Su "La Stampa", nella nuova rubrica gastronomica di Rocco Moliterni, Dolce Italia, questa golosa divagazione sui "mostaccioli" (in Sicilia mustazzoli) che variamente si preparano e si gustano in tante regioni italiane. (S.L.L.)
Mostaccioli lucani |
Il bello dell’Italia gastronomica è che una stessa parola non indica sempre la stessa cosa. Un esempio viene dai mostaccioli: che siano biscotti, nessuno lo mette in discussione, ma tra i mostaccioli lombardi, napoletani o pugliesi passa un bella differenza.

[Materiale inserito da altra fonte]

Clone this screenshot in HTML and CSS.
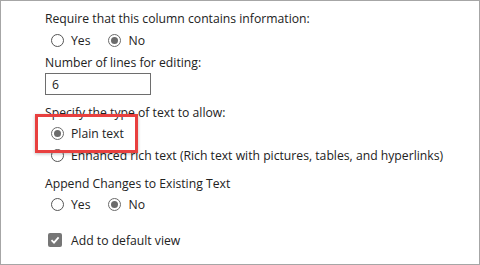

Andiamo con ordine. Tutti sono d’accordo nel ritenere che la parola mostacciolo o mustacciuolo venga dal latino mustaceus, che significa «focaccia di nozze». Peccato però che subito dopo ci si divida tra chi sostiene che la radice di mustaceus venga da mostum, ossia dal mosto (che però a sua volta può essere riferito all’uva ma anche ai fichi), e chi invece sostiene che derivi da mustace che in latino significa alloro: e infatti la focaccia della tradizione latina era avvolta in foglie di alloro.
Sta di fatto che in Lombardia si preparano con albume, farina, miele e frutta secca. In Emilia hanno la forma di ciambelline. A Napoli sono ricoperti di una glassa al cioccolato, in Abruzzo tra gli ingredienti compare il mosto d’uva, in Lucania quello di fichi, che viene anche detto vin cotto di fichi.
Man mano che si scende lungo la penisola si direbbe che i mostaccioli diventino sempre più spaccadenti. Ma sono comunque in grado di far leccare i baffi, che giusto per complicare un po’ le cose, un tempo si chiamavano mustacchi.